- [GOAL]: From the first line of the data below through the line bearing "import React from", reproduce each line exactly; do not include pictures.

Entries from a dataset
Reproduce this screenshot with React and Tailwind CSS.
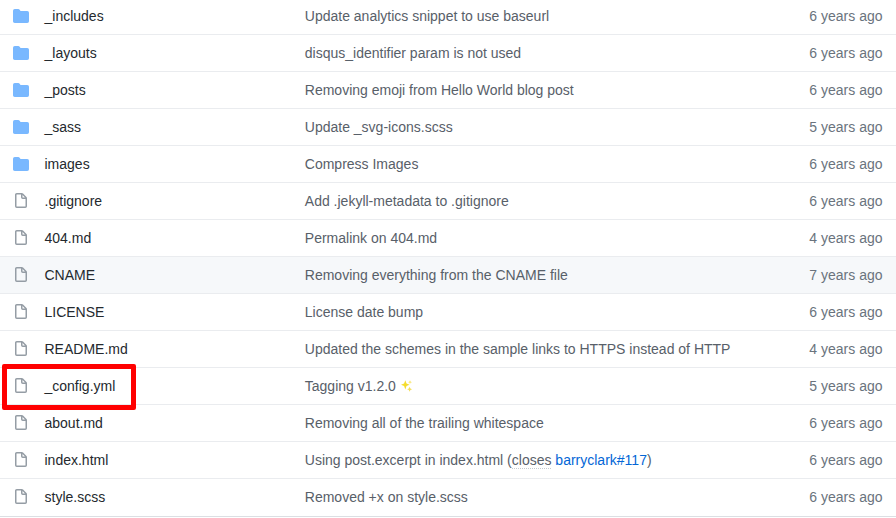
import React from "react";

const rows = [
  { dir: true, name: "_includes", msg: "Update analytics snippet to use baseurl", age: "6 years ago" },
  { dir: true, name: "_layouts", msg: "disqus_identifier param is not used", age: "6 years ago" },
  { dir: true, name: "_posts", msg: "Removing emoji from Hello World blog post", age: "6 years ago" },
  { dir: true, name: "_sass", msg: "Update _svg-icons.scss", age: "5 years ago" },
  { dir: true, name: "images", msg: "Compress Images", age: "6 years ago" },
  { name: ".gitignore", msg: "Add .jekyll-metadata to .gitignore", age: "6 years ago" },
  { name: "404.md", msg: "Permalink on 404.md", age: "4 years ago" },
  { name: "CNAME", msg: "Removing everything from the CNAME file", age: "7 years ago", active: true },
  { name: "LICENSE", msg: "License date bump", age: "6 years ago" },
  { name: "README.md", msg: "Updated the schemes in the sample links to HTTPS instead of HTTP", age: "4 years ago" },
  { name: "_config.yml", msg: <>Tagging v1.2.0 <Sparkles /></>, age: "5 years ago", marked: true },
  { name: "about.md", msg: "Removing all of the trailing whitespace", age: "6 years ago" },
  {
    name: "index.html",
    msg: (
      <>
        Using post.excerpt in index.html (
        <span className="border-b border-dotted border-[#c6cbd1]">closes</span>{" "}
        <a className="text-[#0366d6]">barryclark#117</a>)
      </>
    ),
    age: "6 years ago",
  },
  { name: "style.scss", msg: "Removed +x on style.scss", age: "6 years ago" },
];

function Sparkles() {
  return (
    <svg viewBox="0 0 12 12" className="ml-px inline-block size-3 align-[-1px]" fill="#f5dc2c">
      <path d="M4.3.2 5.5 3.6 8.6 4.7 5.5 5.9 4.3 9.4 3.1 5.9 0 4.7 3.1 3.6Z" />
      <path d="M9 .3 9.6 1.6 11 2.2 9.6 2.8 9 4.1 8.4 2.8 7.1 2.2 8.4 1.6Z" fill="#f8e778" />
      <path d="M8.6 6.8 9.4 8.5 11.1 9.3 9.4 10.1 8.6 11.8 7.8 10.1 6.1 9.3 7.8 8.5Z" fill="#f4df5a" />
    </svg>
  );
}

function FolderIcon() {
  return (
    <svg viewBox="0 0 16 16" className="size-4" fill="#79b8ff">
      <path d="M1.75 1A1.75 1.75 0 000 2.75v10.5C0 14.216.784 15 1.75 15h12.5A1.75 1.75 0 0016 13.25v-8.5A1.75 1.75 0 0014.25 3h-6.5a.25.25 0 01-.2-.1l-.9-1.2c-.33-.44-.85-.7-1.4-.7h-3.5z" />
    </svg>
  );
}

function FileIcon() {
  return (
    <svg viewBox="0 0 16 16" className="size-4" fill="#959da5">
      <path
        fillRule="evenodd"
        d="M3.75 1.5a.25.25 0 00-.25.25v11.5c0 .138.112.25.25.25h8.5a.25.25 0 00.25-.25V6H9.75A1.75 1.75 0 018 4.25V1.5H3.75zm5.75.56v2.19c0 .138.112.25.25.25h2.19L9.5 2.06zM2 1.75C2 .784 2.784 0 3.75 0h5.086c.464 0 .909.184 1.237.513l3.414 3.414c.329.328.513.773.513 1.237v8.086A1.75 1.75 0 0112.25 15h-8.5A1.75 1.75 0 012 13.25V1.75z"
      />
    </svg>
  );
}

export default function App() {
  return (
    <div className="h-[518px] w-[896px] overflow-hidden bg-white font-['Liberation_Sans',Arial,sans-serif] text-[14px] leading-5">
      <div className="-mt-[3px] border-b border-[#dcdfe3]">
        {rows.map((r) => (
          <div
            key={r.name}
            className={`relative flex h-[37px] items-center border-t border-[#eaecef] pl-[13px] pr-[13.5px] last:h-[38px] last:pb-px ${r.active ? "bg-[#f6f8fa]" : ""} ${r.marked ? "z-10" : ""}`}
          >
            <div className="mr-[15.5px] w-4 shrink-0">{r.dir ? <FolderIcon /> : <FileIcon />}</div>
            <div className="w-[260.3px] shrink-0 text-[#24292e]">{r.name}</div>
            <div className="flex-1 whitespace-nowrap text-[#586069]">{r.msg}</div>
            <div className="shrink-0 text-right text-[#6a737d]">{r.age}</div>
            {r.marked && (
              <div className="absolute left-[2px] -top-[4px] h-[46px] w-[134px] rounded-[2px] border-5 border-[#ff0000]" />
            )}
          </div>
        ))}
      </div>
    </div>
  );
}
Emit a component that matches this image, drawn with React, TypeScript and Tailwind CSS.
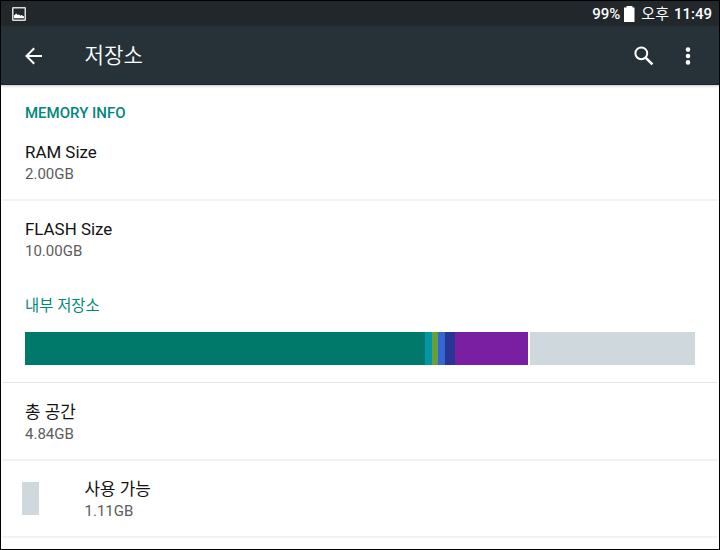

- [PROBLEM SOLUTION]:
Reproduce this screenshot with React and Tailwind CSS.
import React from "react";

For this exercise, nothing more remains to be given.